_Source material_
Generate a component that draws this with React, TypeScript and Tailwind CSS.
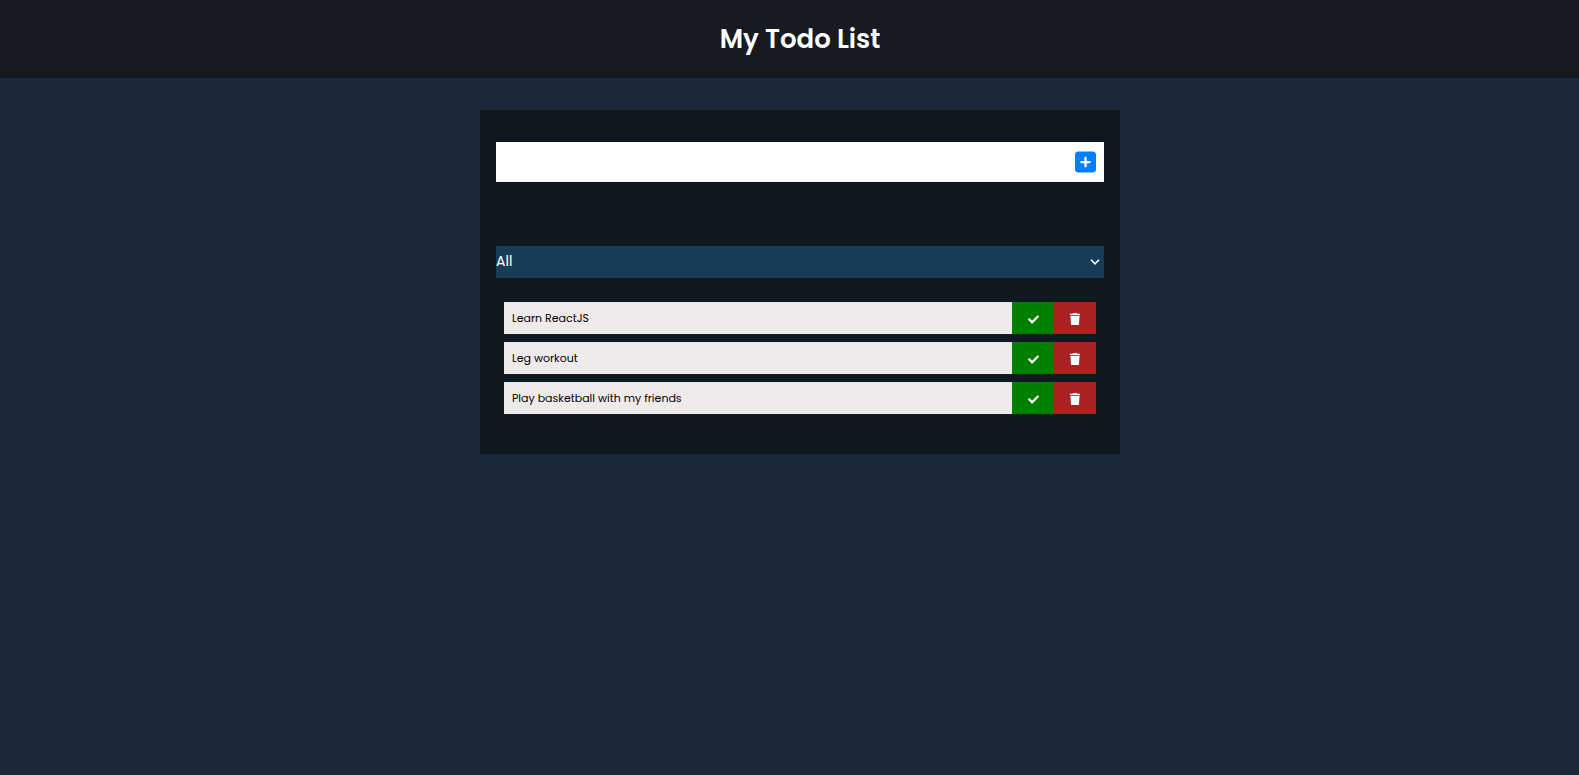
import { useState, type FormEvent } from "react";
import { FaCheck } from "react-icons/fa";
import { FaSquarePlus, FaTrash } from "react-icons/fa6";

type Todo = { id: number; text: string; completed: boolean };

const initialTodos: Todo[] = [
  { id: 1, text: "Learn ReactJS", completed: false },
  { id: 2, text: "Leg workout", completed: false },
  { id: 3, text: "Play basketball with my friends", completed: false },
];

function TodoForm({ onAdd }: { onAdd: (text: string) => void }) {
  const [text, setText] = useState("");

  const submit = (event: FormEvent) => {
    event.preventDefault();
    if (!text.trim()) return;
    onAdd(text.trim());
    setText("");
  };

  return (
    <form onSubmit={submit} className="flex h-10 items-center bg-white pr-2">
      <input
        type="text"
        aria-label="New todo"
        value={text}
        onChange={(event) => setText(event.target.value)}
        className="h-full min-w-0 flex-1 px-2 text-sm text-black outline-none"
      />
      <button type="submit" aria-label="Add todo" className="text-2xl text-[#0080ff]">
        <FaSquarePlus className="w-[21px]" />
      </button>
    </form>
  );
}

function FilterSelect({ value, onChange }: { value: string; onChange: (value: string) => void }) {
  return (
    <div className="relative mt-16 bg-[#153d57]">
      <select
        aria-label="Filter todos"
        value={value}
        onChange={(event) => onChange(event.target.value)}
        className="block h-8 w-full appearance-none bg-[#153d57] pb-0.5 text-sm text-white outline-none"
      >
        <option value="all">All</option>
        <option value="completed">Completed</option>
        <option value="uncompleted">Uncompleted</option>
      </select>
      <svg
        viewBox="0 0 10 6"
        aria-hidden="true"
        className="pointer-events-none absolute top-[13px] right-1 h-1.5 w-2.5 fill-none stroke-white stroke-[1.6]"
      >
        <path d="M1 0.8L5 4.8L9 0.8" />
      </svg>
    </div>
  );
}

function TodoItem({
  todo,
  onToggle,
  onDelete,
}: {
  todo: Todo;
  onToggle: () => void;
  onDelete: () => void;
}) {
  return (
    <li className={todo.completed ? "flex h-8 bg-[#eeeae9] opacity-50" : "flex h-8 bg-[#eeeae9]"}>
      <span className="min-w-0 flex-1 truncate px-2 text-[11px] leading-8 text-black">{todo.text}</span>
      <button
        type="button"
        aria-label={`Complete ${todo.text}`}
        onClick={onToggle}
        className="flex w-[42px] items-center justify-center bg-[#008000] pt-0.5 text-[11px] text-white"
      >
        <FaCheck />
      </button>
      <button
        type="button"
        aria-label={`Delete ${todo.text}`}
        onClick={onDelete}
        className="flex w-[42px] items-center justify-center bg-[#a92222] pt-0.5 text-xs text-white"
      >
        <FaTrash />
      </button>
    </li>
  );
}

export default function App() {
  const [todos, setTodos] = useState(initialTodos);
  const [filter, setFilter] = useState("all");

  const visible = todos.filter(
    (todo) => filter === "all" || (filter === "completed") === todo.completed
  );

  return (
    <div className="min-h-screen bg-[#1b2838] font-['Poppins','Inter',sans-serif]">
      <header className="bg-[#171a21] py-[19px] pl-[21px]">
        <h1 className="text-center text-[26px] leading-10 font-semibold text-white">My Todo List</h1>
      </header>
      <main className="pt-8 pl-[21px]">
        <section className="mx-auto max-w-[640px] bg-[#101820] px-4 pt-8 pb-8">
          <TodoForm onAdd={(text) => setTodos([...todos, { id: Date.now(), text, completed: false }])} />
          <FilterSelect value={filter} onChange={setFilter} />
          <ul className="mt-4 flex flex-col gap-2 p-2">
            {visible.map((todo) => (
              <TodoItem
                key={todo.id}
                todo={todo}
                onToggle={() =>
                  setTodos(todos.map((t) => (t.id === todo.id ? { ...t, completed: !t.completed } : t)))
                }
                onDelete={() => setTodos(todos.filter((t) => t.id !== todo.id))}
              />
            ))}
          </ul>
        </section>
      </main>
    </div>
  );
}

_Your objective_
Quote the preceding listing precisely and completely, omitting its images.

_Written reply_
Generate a component that draws this with React, TypeScript and Tailwind CSS.
import { useState, type FormEvent } from "react";
import { FaCheck } from "react-icons/fa";
import { FaSquarePlus, FaTrash } from "react-icons/fa6";

type Todo = { id: number; text: string; completed: boolean };

const initialTodos: Todo[] = [
  { id: 1, text: "Learn ReactJS", completed: false },
  { id: 2, text: "Leg workout", completed: false },
  { id: 3, text: "Play basketball with my friends", completed: false },
];

function TodoForm({ onAdd }: { onAdd: (text: string) => void }) {
  const [text, setText] = useState("");

  const submit = (event: FormEvent) => {
    event.preventDefault();
    if (!text.trim()) return;
    onAdd(text.trim());
    setText("");
  };

  return (
    <form onSubmit={submit} className="flex h-10 items-center bg-white pr-2">
      <input
        type="text"
        aria-label="New todo"
        value={text}
        onChange={(event) => setText(event.target.value)}
        className="h-full min-w-0 flex-1 px-2 text-sm text-black outline-none"
      />
      <button type="submit" aria-label="Add todo" className="text-2xl text-[#0080ff]">
        <FaSquarePlus className="w-[21px]" />
      </button>
    </form>
  );
}

function FilterSelect({ value, onChange }: { value: string; onChange: (value: string) => void }) {
  return (
    <div className="relative mt-16 bg-[#153d57]">
      <select
        aria-label="Filter todos"
        value={value}
        onChange={(event) => onChange(event.target.value)}
        className="block h-8 w-full appearance-none bg-[#153d57] pb-0.5 text-sm text-white outline-none"
      >
        <option value="all">All</option>
        <option value="completed">Completed</option>
        <option value="uncompleted">Uncompleted</option>
      </select>
      <svg
        viewBox="0 0 10 6"
        aria-hidden="true"
        className="pointer-events-none absolute top-[13px] right-1 h-1.5 w-2.5 fill-none stroke-white stroke-[1.6]"
      >
        <path d="M1 0.8L5 4.8L9 0.8" />
      </svg>
    </div>
  );
}

function TodoItem({
  todo,
  onToggle,
  onDelete,
}: {
  todo: Todo;
  onToggle: () => void;
  onDelete: () => void;
}) {
  return (
    <li className={todo.completed ? "flex h-8 bg-[#eeeae9] opacity-50" : "flex h-8 bg-[#eeeae9]"}>
      <span className="min-w-0 flex-1 truncate px-2 text-[11px] leading-8 text-black">{todo.text}</span>
      <button
        type="button"
        aria-label={`Complete ${todo.text}`}
        onClick={onToggle}
        className="flex w-[42px] items-center justify-center bg-[#008000] pt-0.5 text-[11px] text-white"
      >
        <FaCheck />
      </button>
      <button
        type="button"
        aria-label={`Delete ${todo.text}`}
        onClick={onDelete}
        className="flex w-[42px] items-center justify-center bg-[#a92222] pt-0.5 text-xs text-white"
      >
        <FaTrash />
      </button>
    </li>
  );
}

export default function App() {
  const [todos, setTodos] = useState(initialTodos);
  const [filter, setFilter] = useState("all");

  const visible = todos.filter(
    (todo) => filter === "all" || (filter === "completed") === todo.completed
  );

  return (
    <div className="min-h-screen bg-[#1b2838] font-['Poppins','Inter',sans-serif]">
      <header className="bg-[#171a21] py-[19px] pl-[21px]">
        <h1 className="text-center text-[26px] leading-10 font-semibold text-white">My Todo List</h1>
      </header>
      <main className="pt-8 pl-[21px]">
        <section className="mx-auto max-w-[640px] bg-[#101820] px-4 pt-8 pb-8">
          <TodoForm onAdd={(text) => setTodos([...todos, { id: Date.now(), text, completed: false }])} />
          <FilterSelect value={filter} onChange={setFilter} />
          <ul className="mt-4 flex flex-col gap-2 p-2">
            {visible.map((todo) => (
              <TodoItem
                key={todo.id}
                todo={todo}
                onToggle={() =>
                  setTodos(todos.map((t) => (t.id === todo.id ? { ...t, completed: !t.completed } : t)))
                }
                onDelete={() => setTodos(todos.filter((t) => t.id !== todo.id))}
              />
            ))}
          </ul>
        </section>
      </main>
    </div>
  );
}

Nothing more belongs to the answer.